Ben yine kendi bildiğimi yapmaya devam ettim. Hata da benim oldu, başarı da...

Bunları neden yazdım ?

Benim yaşadıklarım bizim gerçeğimiz, Türkiye' de küçük yatırımcı gerçeği...

Kimseye inanmayın, güvenmeyin.

Ben bile çıkıp iki temel, iki teknik beklenti yazsam 3.000 takipçim olur.
Sosyal medyada düzgün adam sayısı bir elin parmağını geçmez.

Google'a temel analiz yazın, oran analizi yazın, bilanço okuma teknikleri yazın. Çok faydalı bilgiler var.

Kendiniz öğrenin.İnanın başkasının kazandırdığı % 20 den sizin kendi emeklerinize kazandığınız %3-5 daha keyifli...

Eminim burayı okuyup ta faydalanan biri olacaktır.

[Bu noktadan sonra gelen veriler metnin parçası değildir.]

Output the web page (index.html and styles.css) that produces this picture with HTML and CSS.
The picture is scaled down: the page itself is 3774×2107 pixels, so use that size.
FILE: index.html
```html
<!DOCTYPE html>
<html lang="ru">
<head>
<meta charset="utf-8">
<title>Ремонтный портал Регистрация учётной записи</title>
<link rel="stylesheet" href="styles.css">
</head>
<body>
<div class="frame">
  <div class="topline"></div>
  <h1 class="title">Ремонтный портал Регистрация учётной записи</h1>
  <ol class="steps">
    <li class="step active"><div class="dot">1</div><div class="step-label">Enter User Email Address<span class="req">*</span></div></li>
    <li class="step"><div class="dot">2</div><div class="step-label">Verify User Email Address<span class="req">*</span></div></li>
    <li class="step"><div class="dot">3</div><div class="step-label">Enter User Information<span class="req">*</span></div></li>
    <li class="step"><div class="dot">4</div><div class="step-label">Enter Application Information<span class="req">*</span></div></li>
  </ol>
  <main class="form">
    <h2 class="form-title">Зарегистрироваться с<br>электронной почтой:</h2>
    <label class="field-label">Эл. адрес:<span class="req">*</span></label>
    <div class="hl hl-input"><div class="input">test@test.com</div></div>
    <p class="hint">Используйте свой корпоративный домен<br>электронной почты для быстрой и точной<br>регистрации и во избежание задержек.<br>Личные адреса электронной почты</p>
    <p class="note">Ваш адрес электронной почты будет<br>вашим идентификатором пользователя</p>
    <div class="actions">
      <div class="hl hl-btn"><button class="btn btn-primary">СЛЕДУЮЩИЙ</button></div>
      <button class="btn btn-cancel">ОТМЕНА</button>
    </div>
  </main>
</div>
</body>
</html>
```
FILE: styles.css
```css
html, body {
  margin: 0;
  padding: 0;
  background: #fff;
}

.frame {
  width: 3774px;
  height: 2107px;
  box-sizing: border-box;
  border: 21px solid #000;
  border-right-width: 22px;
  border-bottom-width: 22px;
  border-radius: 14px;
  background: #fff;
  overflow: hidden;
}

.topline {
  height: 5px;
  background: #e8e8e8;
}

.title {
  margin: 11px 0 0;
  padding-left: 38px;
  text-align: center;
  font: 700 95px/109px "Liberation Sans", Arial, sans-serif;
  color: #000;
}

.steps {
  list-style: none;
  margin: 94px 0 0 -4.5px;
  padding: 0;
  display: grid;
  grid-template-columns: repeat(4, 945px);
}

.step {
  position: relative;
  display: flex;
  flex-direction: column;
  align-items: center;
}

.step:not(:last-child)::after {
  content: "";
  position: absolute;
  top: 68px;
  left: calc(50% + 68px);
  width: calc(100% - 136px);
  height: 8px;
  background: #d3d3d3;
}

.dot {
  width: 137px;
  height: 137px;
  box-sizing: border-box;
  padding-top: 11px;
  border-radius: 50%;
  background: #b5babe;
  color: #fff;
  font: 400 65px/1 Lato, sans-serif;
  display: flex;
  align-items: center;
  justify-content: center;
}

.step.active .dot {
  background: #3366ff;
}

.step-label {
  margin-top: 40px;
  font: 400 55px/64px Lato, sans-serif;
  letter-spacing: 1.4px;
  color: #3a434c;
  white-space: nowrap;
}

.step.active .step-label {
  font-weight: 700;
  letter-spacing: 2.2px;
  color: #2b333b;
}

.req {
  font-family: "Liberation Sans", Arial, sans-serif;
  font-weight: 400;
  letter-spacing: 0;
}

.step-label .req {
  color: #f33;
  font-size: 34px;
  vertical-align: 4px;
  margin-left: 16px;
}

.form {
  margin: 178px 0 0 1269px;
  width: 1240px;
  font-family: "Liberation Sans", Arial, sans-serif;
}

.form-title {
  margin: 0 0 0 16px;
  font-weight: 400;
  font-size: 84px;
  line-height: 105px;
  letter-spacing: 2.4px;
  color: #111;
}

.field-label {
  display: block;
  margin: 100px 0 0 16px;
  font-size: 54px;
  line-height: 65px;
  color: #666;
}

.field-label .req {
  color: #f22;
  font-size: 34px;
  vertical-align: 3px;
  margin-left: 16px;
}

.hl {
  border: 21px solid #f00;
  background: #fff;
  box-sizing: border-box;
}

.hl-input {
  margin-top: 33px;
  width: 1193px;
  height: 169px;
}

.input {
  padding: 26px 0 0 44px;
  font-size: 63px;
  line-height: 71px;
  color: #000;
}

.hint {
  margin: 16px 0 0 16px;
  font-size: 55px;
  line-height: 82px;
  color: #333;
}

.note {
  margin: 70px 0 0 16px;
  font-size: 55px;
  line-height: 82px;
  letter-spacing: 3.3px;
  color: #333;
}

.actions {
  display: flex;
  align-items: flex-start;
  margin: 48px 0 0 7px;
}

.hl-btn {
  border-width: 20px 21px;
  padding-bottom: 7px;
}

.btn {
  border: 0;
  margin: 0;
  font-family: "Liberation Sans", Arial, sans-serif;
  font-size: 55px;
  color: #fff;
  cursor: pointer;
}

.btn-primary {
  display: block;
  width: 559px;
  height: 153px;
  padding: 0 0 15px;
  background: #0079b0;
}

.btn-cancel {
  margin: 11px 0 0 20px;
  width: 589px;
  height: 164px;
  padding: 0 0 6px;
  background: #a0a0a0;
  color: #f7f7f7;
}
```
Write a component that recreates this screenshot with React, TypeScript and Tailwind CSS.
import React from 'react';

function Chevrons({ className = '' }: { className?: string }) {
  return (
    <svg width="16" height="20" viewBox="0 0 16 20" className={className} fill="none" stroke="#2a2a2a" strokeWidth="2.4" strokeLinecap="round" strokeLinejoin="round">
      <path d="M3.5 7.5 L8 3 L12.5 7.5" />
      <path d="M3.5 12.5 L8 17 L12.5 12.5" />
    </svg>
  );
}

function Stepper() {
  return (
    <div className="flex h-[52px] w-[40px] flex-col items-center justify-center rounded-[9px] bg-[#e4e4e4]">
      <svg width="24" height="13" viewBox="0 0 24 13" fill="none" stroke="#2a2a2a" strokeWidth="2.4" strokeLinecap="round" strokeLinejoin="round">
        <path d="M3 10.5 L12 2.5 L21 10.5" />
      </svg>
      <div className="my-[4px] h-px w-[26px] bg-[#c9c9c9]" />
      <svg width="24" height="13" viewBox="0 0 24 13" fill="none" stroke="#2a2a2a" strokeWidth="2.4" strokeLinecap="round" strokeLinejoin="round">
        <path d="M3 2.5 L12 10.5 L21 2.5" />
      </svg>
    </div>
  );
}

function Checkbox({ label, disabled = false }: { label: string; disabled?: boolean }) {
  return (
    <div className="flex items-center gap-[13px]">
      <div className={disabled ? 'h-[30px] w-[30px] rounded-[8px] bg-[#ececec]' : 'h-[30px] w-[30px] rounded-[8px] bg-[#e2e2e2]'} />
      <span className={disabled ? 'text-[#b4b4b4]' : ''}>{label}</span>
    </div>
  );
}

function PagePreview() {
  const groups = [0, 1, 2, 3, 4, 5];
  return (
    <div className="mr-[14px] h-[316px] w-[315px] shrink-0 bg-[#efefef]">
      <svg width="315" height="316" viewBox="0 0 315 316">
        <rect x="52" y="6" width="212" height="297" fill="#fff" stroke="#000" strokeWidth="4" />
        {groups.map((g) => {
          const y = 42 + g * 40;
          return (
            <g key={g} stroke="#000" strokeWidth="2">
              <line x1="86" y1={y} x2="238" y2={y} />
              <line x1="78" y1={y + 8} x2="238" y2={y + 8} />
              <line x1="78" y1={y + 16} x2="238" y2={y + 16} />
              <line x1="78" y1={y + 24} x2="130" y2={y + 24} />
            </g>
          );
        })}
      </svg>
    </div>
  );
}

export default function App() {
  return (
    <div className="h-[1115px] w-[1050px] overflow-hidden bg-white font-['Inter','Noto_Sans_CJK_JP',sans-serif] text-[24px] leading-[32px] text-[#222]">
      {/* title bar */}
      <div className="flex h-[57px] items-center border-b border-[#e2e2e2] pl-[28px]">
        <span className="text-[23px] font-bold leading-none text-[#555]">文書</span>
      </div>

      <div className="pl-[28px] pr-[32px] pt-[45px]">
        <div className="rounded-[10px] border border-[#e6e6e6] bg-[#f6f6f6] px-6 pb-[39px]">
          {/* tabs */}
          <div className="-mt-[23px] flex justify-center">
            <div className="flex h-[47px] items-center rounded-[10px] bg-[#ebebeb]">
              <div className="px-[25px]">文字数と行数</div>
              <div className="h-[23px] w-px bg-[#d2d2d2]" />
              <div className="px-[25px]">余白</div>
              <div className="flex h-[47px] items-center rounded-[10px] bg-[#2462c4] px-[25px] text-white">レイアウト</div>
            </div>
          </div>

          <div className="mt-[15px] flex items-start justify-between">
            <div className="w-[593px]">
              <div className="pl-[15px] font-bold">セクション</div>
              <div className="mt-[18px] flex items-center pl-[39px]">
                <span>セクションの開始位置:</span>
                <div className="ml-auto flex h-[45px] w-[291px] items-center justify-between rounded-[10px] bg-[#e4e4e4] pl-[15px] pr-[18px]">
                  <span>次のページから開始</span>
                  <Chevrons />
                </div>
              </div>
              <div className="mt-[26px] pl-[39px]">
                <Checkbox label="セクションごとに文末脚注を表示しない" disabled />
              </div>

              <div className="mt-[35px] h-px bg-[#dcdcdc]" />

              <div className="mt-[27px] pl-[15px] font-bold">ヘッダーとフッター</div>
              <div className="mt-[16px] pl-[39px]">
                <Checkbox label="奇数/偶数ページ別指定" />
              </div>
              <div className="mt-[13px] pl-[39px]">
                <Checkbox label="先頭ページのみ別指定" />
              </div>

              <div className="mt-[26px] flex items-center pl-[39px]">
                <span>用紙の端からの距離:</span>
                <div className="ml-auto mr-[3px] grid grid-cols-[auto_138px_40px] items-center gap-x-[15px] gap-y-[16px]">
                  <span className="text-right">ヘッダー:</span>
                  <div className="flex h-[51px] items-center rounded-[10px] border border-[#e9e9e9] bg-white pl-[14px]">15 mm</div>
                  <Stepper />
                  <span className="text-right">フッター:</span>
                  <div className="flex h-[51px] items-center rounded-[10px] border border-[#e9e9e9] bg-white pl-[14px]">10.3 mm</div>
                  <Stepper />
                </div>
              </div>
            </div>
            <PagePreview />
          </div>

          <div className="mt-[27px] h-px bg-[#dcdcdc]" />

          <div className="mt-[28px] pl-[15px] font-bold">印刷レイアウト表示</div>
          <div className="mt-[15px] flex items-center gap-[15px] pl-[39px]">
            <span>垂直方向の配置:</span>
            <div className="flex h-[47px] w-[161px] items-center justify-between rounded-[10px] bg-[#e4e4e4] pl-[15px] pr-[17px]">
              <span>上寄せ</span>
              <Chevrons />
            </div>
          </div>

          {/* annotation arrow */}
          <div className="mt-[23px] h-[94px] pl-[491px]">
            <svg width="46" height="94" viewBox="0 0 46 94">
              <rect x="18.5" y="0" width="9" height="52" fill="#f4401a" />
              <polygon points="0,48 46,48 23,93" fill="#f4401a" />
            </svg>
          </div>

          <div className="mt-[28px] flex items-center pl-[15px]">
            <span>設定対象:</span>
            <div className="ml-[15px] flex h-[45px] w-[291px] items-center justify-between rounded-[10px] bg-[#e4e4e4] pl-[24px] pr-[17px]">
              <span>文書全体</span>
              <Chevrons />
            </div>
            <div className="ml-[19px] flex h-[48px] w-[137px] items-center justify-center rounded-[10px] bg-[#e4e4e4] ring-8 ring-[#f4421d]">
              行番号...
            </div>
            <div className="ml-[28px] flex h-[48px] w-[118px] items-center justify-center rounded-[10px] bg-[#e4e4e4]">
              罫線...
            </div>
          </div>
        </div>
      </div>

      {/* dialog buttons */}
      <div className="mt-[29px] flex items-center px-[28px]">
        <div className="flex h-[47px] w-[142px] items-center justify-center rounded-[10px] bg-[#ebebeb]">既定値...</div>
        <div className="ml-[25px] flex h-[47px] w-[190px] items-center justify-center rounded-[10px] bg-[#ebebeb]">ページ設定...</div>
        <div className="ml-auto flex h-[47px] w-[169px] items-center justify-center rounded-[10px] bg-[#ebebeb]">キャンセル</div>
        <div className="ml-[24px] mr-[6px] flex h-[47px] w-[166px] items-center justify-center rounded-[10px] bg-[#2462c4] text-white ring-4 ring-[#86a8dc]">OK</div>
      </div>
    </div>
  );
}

(hisse.net'ten kaptanoglu'nun yazısı)



15 Mayıs 2017 Pazartesi

Biriktirmenin Bir Yolu - Kahve

 Kahveyi çok seviyorum. Hele bu aralar espresso çeşitlerinin havada uçuştuğu, her köşe başında bir kahvecinin açıldığı zamanlarda kahveden uzak durmak imkansız. Çoğu kişi için sabah işe gitmeden bir kahve alıp masasına geçmek bir nevi alışkanlık olmuş durumda.
Fakat aynı zamanda masraflı. Sabah herhangi bir kahveciye girip en basitinden bir latte içmek istediğinizde 10 TL gibi bir ücreti gözden çıkarmanız gerekiyor.
Bende aynı bu şekilde her sabah kahve(özellikle latte) içmeyi seven biriyim.
Son zamanlarda kahveye verdiğim paraya acımaya başladım.
Ayda 4 hafta var, her gün 1 tane içsem, hatta sadece haftaiçleri içsem 20 gün ediyor. Her bir kahve 10 TL desek, etti mi size ayda 200 TL.
Başladım bende bu kahve nasıl yapılıyor diye araştırmaya. Baktımki espresso makineleri var. Kapsüllü, kapsülsüz, çeşit çeşit. Kapsüllüleri eledim çünkü makineler görece ucuz olmasına rağmen yine kapsül başına en az 1-2 TL harcıyorsunuz ve kapsülleri aynı marka almanız gerekiyor mecburen.
Direk kahve kullanan makinelere baktım, genelde 300-400 TL'den başlayıp baya profesyonel makinalara kadar yolu var. Benim seçtiğim makine aşağıdaki linkte.

Electrolux EEA111


 Kullanmak çok kolay, yarım kilo kahve 20-25 TL civarında ve bu kahve ile rahat 100-150 büyük boy espresso yapabiliyorsunuz, düşünün maliyetin düşüklüğünü.
Nerdeyse maliyet sıfır ve ben aylık 200 TL harcamadan kurtuldum. Borsa jargonuyla konuşursak F/K : 0.2 :)
 2-3 ayda makineye harcadığınız parayı çıkarıp kara geçiyorsunuz. Böyle güzel yatırım mı olur :)
Ayrıca yeni bir hobi sahibi oldum. Farklı kahveler tanımaya başlıyorsunuz, Brezilya çekirdekleri nasıl, Kenya nasıl gibi gibi. Tek kahveye mahkum değilsiniz. İsterseniz kahvenizi kalın öğüttürün, ister ince. Damak tadınız neye uygunsa.
Kısaca konuşmak gerekirse bu kahve makinesi beni yılda en az 2400 TL harcamadan kurtardı. Bunu ister borsaya koyun, ister eğlencenize harcayın.

Bu blogu okuyan bir sürü ofis çalışanı arkadaş vardır sanırım. Genelde duyuyorum nereden kısalım, nasıl biriktirelim diye, bu nedenle kendimden örnek vermek istedim, çünkü gerçekten işe yaradı. Bunu farklı bir ihtiyacınıza veya zevkinize uygulayabilirsiniz. Sigara standart örnektir, ya bırakın ya da elektronik sigara geçin mesela.
Gençken tasarruf etmeyenin yaşlılığı mahrumiyetle geçer bunu unutmayın.